Raising civic engagement's profile
A university project serving people living in situations of high risk in Greater Buenos Aires, Argentina, has won the 2011 MacJannet Prize for Global Citizenship, awarded on Wednesday at the Talloires Network conference in Madrid.Since 2007, the Community Action Program in Vulnerable Neighbourhoods of the University of Buenos Aires has set up special centres in deprived areas across the Argentinian capital and its metropolitan area to promote social inclusion and local development by harnessing the resources available to communities as well as providing some useful services of its own.

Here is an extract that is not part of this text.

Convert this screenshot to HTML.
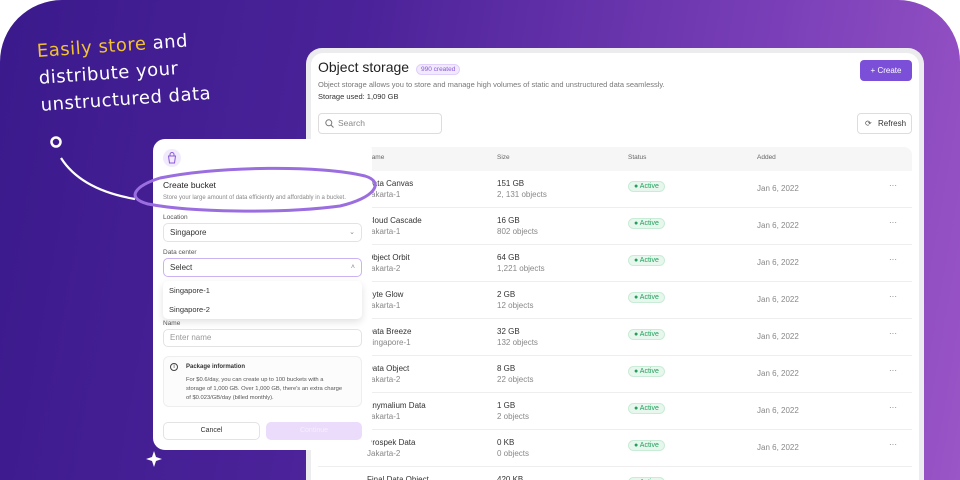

Projects focus on three broad areas: non-formal education, community health and community development. "From our point of view, you cannot provide fully train university students without bringing them into contact with the social reality of their time," said Oscar García, the university's Vice-rector for outreach
Joint second prize was awarded to projects from the University of South Africa and the University of Brighton in the UK. The South African Bright Site of Sunnyside Service Learning Centre serves the community of Sunnyside in Pretoria by promoting community engagement, providing in-service learning opportunities to students, support to local NGOs and channeling the results of academic research to the community at large.
Brighton's Student Community Engagement Programme was set up in 2003 to tackle issues of marginalization and disadvantage in the local community. It gives students the chance to explore their attitudes, values and aspirations in a real life situation while making a contribution to the organization where they are working.
Co-sponsored by Talloires and the MacJannet Foundation, the prizes recognise outstanding examples of civic engagement and social responsibility carried out by universities from the Talloires Network.
"MacJannet Prize winners receive a cash award to continue their community work," said Robert Hollister, Dean of Tufts Tisch College of Citizenship and Public Service, as he introduced the prize winners. "They also receive public recognition and publicity, and we convene a student representative and a staff representative from each institution to exchange about their experience and to build their capacity."
A broader aim of the prize, awarded annually in memory of pioneering US-German educators Donald and Charlotte MacJannet, is to raise awareness about the important work universities around the world are doing in the field of civic engagement.